- _Problem details_
Each line that holds the word "page" should be returned.

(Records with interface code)
--- Start ---

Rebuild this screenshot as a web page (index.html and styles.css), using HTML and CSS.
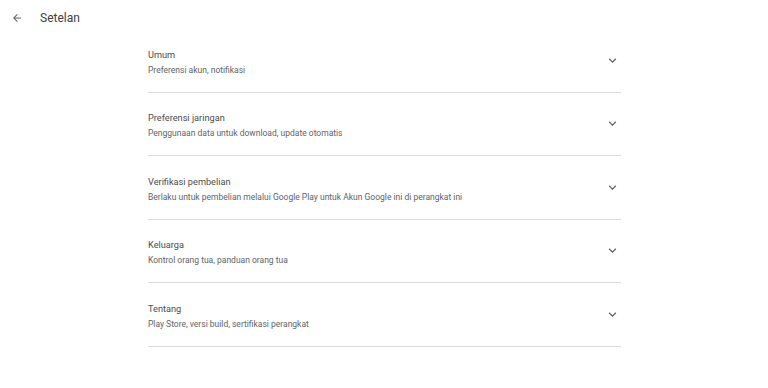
FILE: index.html
```html
<!DOCTYPE html>
<html lang="id">
<head>
    <meta charset="UTF-8">
    <title>Setelan</title>
    <link rel="stylesheet" href="styles.css">
</head>
<body>
    <div class="topbar">
        <svg class="back" viewBox="0 0 24 24" width="12" height="12">
            <path d="M20 11H7.83l5.59-5.59L12 4l-8 8 8 8 1.41-1.41L7.83 13H20v-2z" fill="#5f6368"/>
        </svg>
        <span class="title">Setelan</span>
    </div>

    <div class="list">
        <div class="item">
            <div class="texts">
                <div class="name">Umum</div>
                <div class="desc">Preferensi akun, notifikasi</div>
            </div>
            <svg class="chev" viewBox="0 0 24 24" width="15" height="15"><path d="M7.41 8.59 12 13.17l4.59-4.58L18 10l-6 6-6-6z" fill="#5f6368"/></svg>
        </div>
        <div class="item">
            <div class="texts">
                <div class="name">Preferensi jaringan</div>
                <div class="desc">Penggunaan data untuk download, update otomatis</div>
            </div>
            <svg class="chev" viewBox="0 0 24 24" width="15" height="15"><path d="M7.41 8.59 12 13.17l4.59-4.58L18 10l-6 6-6-6z" fill="#5f6368"/></svg>
        </div>
        <div class="item">
            <div class="texts">
                <div class="name">Verifikasi pembelian</div>
                <div class="desc">Berlaku untuk pembelian melalui Google Play untuk Akun Google ini di perangkat ini</div>
            </div>
            <svg class="chev" viewBox="0 0 24 24" width="15" height="15"><path d="M7.41 8.59 12 13.17l4.59-4.58L18 10l-6 6-6-6z" fill="#5f6368"/></svg>
        </div>
        <div class="item">
            <div class="texts">
                <div class="name">Keluarga</div>
                <div class="desc">Kontrol orang tua, panduan orang tua</div>
            </div>
            <svg class="chev" viewBox="0 0 24 24" width="15" height="15"><path d="M7.41 8.59 12 13.17l4.59-4.58L18 10l-6 6-6-6z" fill="#5f6368"/></svg>
        </div>
        <div class="item">
            <div class="texts">
                <div class="name">Tentang</div>
                <div class="desc">Play Store, versi build, sertifikasi perangkat</div>
            </div>
            <svg class="chev" viewBox="0 0 24 24" width="15" height="15"><path d="M7.41 8.59 12 13.17l4.59-4.58L18 10l-6 6-6-6z" fill="#5f6368"/></svg>
        </div>
    </div>
</body>
</html>
```

FILE: styles.css
```css
body {
    margin: 0;
    background: #fff;
    font-family: Roboto, "Liberation Sans", sans-serif;
    color: #3c4043;
}

.topbar {
    height: 36px;
    display: flex;
    align-items: center;
    padding-left: 11px;
}

.back {
    display: block;
}

.title {
    margin-left: 17px;
    font-size: 12px;
    color: #3c4043;
}

.list {
    width: 473px;
    margin-left: 148px;
    margin-top: -7px;
}

.item {
    height: 62.5px;
    border-bottom: 1px solid #dadce0;
    display: flex;
    align-items: center;
    justify-content: space-between;
}

.texts {
    padding-top: 3px;
}

.name {
    font-size: 9.2px;
    color: #4a4d51;
    line-height: 14px;
}

.desc {
    font-size: 8.5px;
    color: #5f6368;
    line-height: 12px;
    margin-top: 2px;
}

.chev {
    margin-right: 1px;
    display: block;
}
```
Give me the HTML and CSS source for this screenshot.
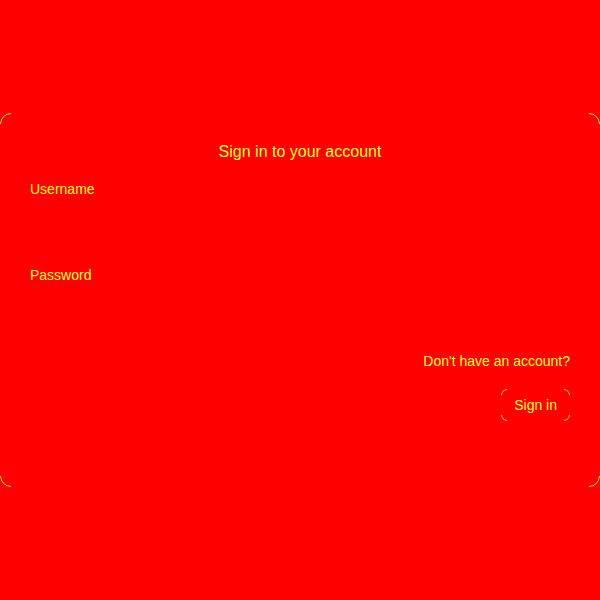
FILE: index.html
```html
<!DOCTYPE html>
<html lang="en">
<head>
<meta charset="utf-8">
<title>Sign in</title>
<link rel="stylesheet" href="styles.css">
</head>
<body>
  <main class="page">
    <form class="card">
      <h1 class="title">Sign in to your account</h1>
      <div class="field">
        <label class="label" for="username">Username</label>
        <input class="input" id="username" type="text">
      </div>
      <div class="field">
        <label class="label" for="password">Password</label>
        <input class="input" id="password" type="password">
      </div>
      <p class="signup">Don't have an account?</p>
      <div class="actions">
        <button class="btn" type="button">Sign in</button>
      </div>
    </form>
  </main>
</body>
</html>
```
FILE: styles.css
```css
* { box-sizing: border-box; }
html, body { margin: 0; padding: 0; background: #ff0000; }
body {
  font-family: "Liberation Sans", Arial, sans-serif;
  color: #ffff33;
}
.page {
  min-height: 100vh;
  display: flex;
  align-items: center;
  justify-content: center;
}
.card {
  position: relative;
  width: 600px;
  padding: 28px 30px 66px;
  display: flex;
  flex-direction: column;
}
.card::before,
.btn::before {
  content: "";
  position: absolute;
  inset: 0;
  border: 1.5px solid #ffff00;
  border-radius: 11px;
  -webkit-mask:
    linear-gradient(to right, #000 11px, transparent 11px, transparent calc(100% - 11px), #000 calc(100% - 11px)),
    linear-gradient(to bottom, #000 11px, transparent 11px, transparent calc(100% - 11px), #000 calc(100% - 11px));
  -webkit-mask-composite: source-in;
  mask-composite: intersect;
  pointer-events: none;
}
.title {
  margin: 0 0 18px;
  font-size: 16px;
  line-height: 22px;
  font-weight: 400;
  text-align: center;
}
.field {
  display: flex;
  flex-direction: column;
  margin-bottom: 22px;
}
.label {
  font-size: 14px;
  line-height: 16px;
  margin-bottom: 8px;
}
.input {
  height: 40px;
  border: none;
  background: transparent;
  outline: none;
  font: inherit;
  color: inherit;
}
.signup {
  margin: 0 0 20px;
  font-size: 14px;
  line-height: 16px;
  text-align: right;
}
.actions {
  display: flex;
  justify-content: flex-end;
}
.btn {
  position: relative;
  height: 32px;
  padding: 0 13px;
  border: none;
  background: transparent;
  color: #ffff33;
  font-family: "Liberation Sans", Arial, sans-serif;
  font-size: 14px;
  line-height: 16px;
}
.btn::before {
  border-radius: 6px;
  -webkit-mask:
    linear-gradient(to right, #000 6px, transparent 6px, transparent calc(100% - 6px), #000 calc(100% - 6px)),
    linear-gradient(to bottom, #000 6px, transparent 6px, transparent calc(100% - 6px), #000 calc(100% - 6px));
  -webkit-mask-composite: source-in;
  mask-composite: intersect;
}
```
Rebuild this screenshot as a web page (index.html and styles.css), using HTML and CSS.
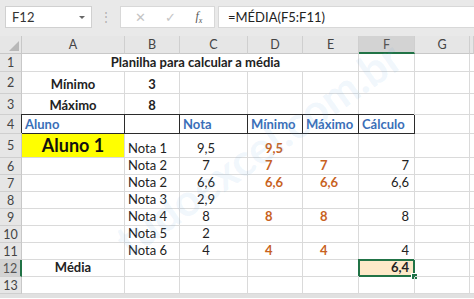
FILE: index.html
```html
<!DOCTYPE html>
<html lang="pt">
<head>
  <meta charset="UTF-8">
  <title>Planilha para calcular a média</title>
  <link rel="stylesheet" href="styles.css">
</head>
<body>

  <div class="toolbar">
    <div class="namebox">F12 <span class="arrow"></span></div>
    <div class="dots">⋮</div>
    <div class="buttons">
      <span class="btn">✕</span>
      <span class="btn">✓</span>
      <span class="btn fx">f<sub>x</sub></span>
    </div>
    <div class="formula">=MÉDIA(F5:F11)</div>
  </div>

  <div class="sheet">
    <!-- cabeçalho das colunas -->
    <div class="corner"></div>
    <div class="colhead">A</div>
    <div class="colhead">B</div>
    <div class="colhead">C</div>
    <div class="colhead">D</div>
    <div class="colhead">E</div>
    <div class="colhead active">F</div>
    <div class="colhead">G</div>
    <div class="colhead"></div>

    <!-- linha 1 -->
    <div class="rowhead">1</div>
    <div class="cell title">Planilha para calcular a média</div>
    <div class="cell"></div>
    <div class="cell"></div>
    <div class="cell"></div>

    <!-- linha 2 -->
    <div class="rowhead">2</div>
    <div class="cell bold center">Mínimo</div>
    <div class="cell bold center">3</div>
    <div class="cell"></div>
    <div class="cell"></div>
    <div class="cell"></div>
    <div class="cell"></div>
    <div class="cell"></div>
    <div class="cell"></div>

    <!-- linha 3 -->
    <div class="rowhead">3</div>
    <div class="cell bold center">Máximo</div>
    <div class="cell bold center">8</div>
    <div class="cell"></div>
    <div class="cell"></div>
    <div class="cell"></div>
    <div class="cell"></div>
    <div class="cell"></div>
    <div class="cell"></div>

    <!-- linha 4 -->
    <div class="rowhead">4</div>
    <div class="cell hdr">Aluno</div>
    <div class="cell hdr"></div>
    <div class="cell hdr">Nota</div>
    <div class="cell hdr">Mínimo</div>
    <div class="cell hdr">Máximo</div>
    <div class="cell hdr">Cálculo</div>
    <div class="cell"></div>
    <div class="cell"></div>

    <!-- linha 5 -->
    <div class="rowhead">5</div>
    <div class="cell student">Aluno 1</div>
    <div class="cell">Nota 1</div>
    <div class="cell note">9,5</div>
    <div class="cell orange">9,5</div>
    <div class="cell orange"></div>
    <div class="cell num"></div>
    <div class="cell"></div>
    <div class="cell"></div>

    <!-- linha 6 -->
    <div class="rowhead">6</div>
    <div class="cell"></div>
    <div class="cell">Nota 2</div>
    <div class="cell note">7</div>
    <div class="cell orange">7</div>
    <div class="cell orange">7</div>
    <div class="cell num">7</div>
    <div class="cell"></div>
    <div class="cell"></div>

    <!-- linha 7 -->
    <div class="rowhead">7</div>
    <div class="cell"></div>
    <div class="cell">Nota 2</div>
    <div class="cell note">6,6</div>
    <div class="cell orange">6,6</div>
    <div class="cell orange">6,6</div>
    <div class="cell num">6,6</div>
    <div class="cell"></div>
    <div class="cell"></div>

    <!-- linha 8 -->
    <div class="rowhead">8</div>
    <div class="cell"></div>
    <div class="cell">Nota 3</div>
    <div class="cell note">2,9</div>
    <div class="cell orange"></div>
    <div class="cell orange"></div>
    <div class="cell num"></div>
    <div class="cell"></div>
    <div class="cell"></div>

    <!-- linha 9 -->
    <div class="rowhead">9</div>
    <div class="cell"></div>
    <div class="cell">Nota 4</div>
    <div class="cell note">8</div>
    <div class="cell orange">8</div>
    <div class="cell orange">8</div>
    <div class="cell num">8</div>
    <div class="cell"></div>
    <div class="cell"></div>

    <!-- linha 10 -->
    <div class="rowhead">10</div>
    <div class="cell"></div>
    <div class="cell">Nota 5</div>
    <div class="cell note">2</div>
    <div class="cell orange"></div>
    <div class="cell orange"></div>
    <div class="cell num"></div>
    <div class="cell"></div>
    <div class="cell"></div>

    <!-- linha 11 -->
    <div class="rowhead">11</div>
    <div class="cell"></div>
    <div class="cell">Nota 6</div>
    <div class="cell note">4</div>
    <div class="cell orange">4</div>
    <div class="cell orange">4</div>
    <div class="cell num">4</div>
    <div class="cell"></div>
    <div class="cell"></div>

    <!-- linha 12 -->
    <div class="rowhead active">12</div>
    <div class="cell bold center">Média</div>
    <div class="cell"></div>
    <div class="cell"></div>
    <div class="cell"></div>
    <div class="cell"></div>
    <div class="cell num result">6,4<span class="handle"></span></div>
    <div class="cell"></div>
    <div class="cell"></div>

    <!-- linha 13 -->
    <div class="rowhead">13</div>
    <div class="cell"></div>
    <div class="cell"></div>
    <div class="cell"></div>
    <div class="cell"></div>
    <div class="cell"></div>
    <div class="cell"></div>
    <div class="cell"></div>
    <div class="cell"></div>
  </div>

  <div class="scrollbar"></div>

  <div class="watermark">tudoexcel.com.br</div>

</body>
</html>
```

FILE: styles.css
```css
body {
  margin: 0;
  width: 474px;
  height: 299px;
  overflow: hidden;
  position: relative;
  background: #fff;
  font-family: Lato, "Liberation Sans", sans-serif;
  font-size: 13px;
  color: #222;
}

/* barra de fórmulas */
.toolbar {
  height: 36px;
  background: #e9e9e9;
  display: flex;
  align-items: flex-start;
  padding: 6px 0 0 5px;
  box-sizing: border-box;
}

.namebox {
  width: 87px;
  height: 22px;
  background: #fff;
  border: 1px solid #d0d0d0;
  box-sizing: border-box;
  display: flex;
  align-items: center;
  justify-content: space-between;
  padding: 0 6px 0 6px;
  color: #333;
}

.arrow {
  width: 0;
  height: 0;
  border-left: 3px solid transparent;
  border-right: 3px solid transparent;
  border-top: 3px solid #666;
}

.dots {
  width: 28px;
  text-align: center;
  color: #b0b0b0;
  line-height: 22px;
  font-size: 12px;
}

.buttons {
  width: 95px;
  height: 22px;
  background: #fff;
  border: 1px solid #d8d8d8;
  box-sizing: border-box;
  display: flex;
  align-items: center;
  justify-content: space-around;
  padding: 0 2px 0 4px;
}

.btn {
  color: #c4c4c4;
  font-size: 13px;
}

.fx {
  color: #555;
  font-family: "Liberation Serif", serif;
  font-style: italic;
  font-size: 12px;
}

.fx sub {
  font-size: 8px;
}

.formula {
  flex: 1;
  height: 22px;
  margin-left: 3px;
  background: #fff;
  border: 1px solid #d8d8d8;
  border-right: none;
  box-sizing: border-box;
  padding-left: 9px;
  line-height: 20px;
  color: #222;
}

/* planilha */
.sheet {
  display: grid;
  grid-template-columns: 22px 103px 55px 68px 55px 56px 56px 55px 4px;
  grid-template-rows: 18px 18px 22px 21px 19px 24px repeat(8, 17px);
}

.corner {
  background: #e6e6e6;
  border-right: 1px solid #c8c8c8;
  border-bottom: 1px solid #c8c8c8;
  position: relative;
}

.corner::after {
  content: "";
  position: absolute;
  right: 2px;
  bottom: 2px;
  border-left: 10px solid transparent;
  border-bottom: 10px solid #b8b8b8;
}

.colhead {
  background: #e6e6e6;
  border-right: 1px solid #cfcfcf;
  border-bottom: 1px solid #c8c8c8;
  display: flex;
  align-items: center;
  justify-content: center;
  color: #444;
  font-size: 12.5px;
}

.colhead.active {
  background: #d3d3d3;
  border-bottom: 2px solid #217346;
  color: #555;
}

.rowhead {
  background: #e6e6e6;
  border-right: 1px solid #c8c8c8;
  border-bottom: 1px solid #cfcfcf;
  display: flex;
  align-items: center;
  justify-content: center;
  color: #444;
  font-size: 12.5px;
}

.rowhead.active {
  background: #d3d3d3;
  border-right: 2px solid #217346;
  color: #555;
}

.cell {
  border-right: 1px solid #dadada;
  border-bottom: 1px solid #dadada;
  padding: 0 3px;
  display: flex;
  align-items: flex-end;
  padding-bottom: 1px;
  white-space: nowrap;
  position: relative;
}

.title {
  grid-column: span 5;
  justify-content: center;
  font-weight: bold;
  padding-left: 14px;
}

.bold {
  font-weight: bold;
}

.center {
  justify-content: center;
}

.hdr {
  border-right-color: #2b2b2b;
  border-bottom-color: #2b2b2b;
  box-shadow: -1px -1px 0 #2b2b2b;
  color: #3a6fb8;
  font-weight: bold;
}

.student {
  background: #ffff00;
  justify-content: center;
  align-items: center;
  font-weight: bold;
  font-size: 18px;
  color: #111;
  padding-bottom: 2px;
}

.note {
  justify-content: center;
  padding-right: 18px;
}

.orange {
  color: #c8621e;
  font-weight: bold;
  padding-left: 17px;
}

.num {
  justify-content: flex-end;
  padding-right: 5px;
}

.result {
  background: #fde9c8;
  font-weight: bold;
  box-shadow: inset 0 0 0 1px #217346, -1px -1px 0 #217346;
  border-right-color: #217346;
  border-bottom-color: #217346;
}

.handle {
  position: absolute;
  right: -4px;
  bottom: -4px;
  width: 5px;
  height: 5px;
  background: #217346;
  border: 1px solid #fff;
}

.scrollbar {
  height: 4px;
  background: #e1e1e1;
}

/* marca d'água */
.watermark {
  position: absolute;
  left: 78px;
  top: 122px;
  width: 360px;
  text-align: center;
  transform: rotate(-35deg);
  font-size: 44px;
  font-weight: bold;
  color: rgba(110, 170, 225, 0.1);
  pointer-events: none;
}
```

--- End ---

- _The completed task_
Rebuild this screenshot as a web page (index.html and styles.css), using HTML and CSS.
  <main class="page">
.page {
Rebuild this screenshot as a web page (index.html and styles.css), using HTML and CSS.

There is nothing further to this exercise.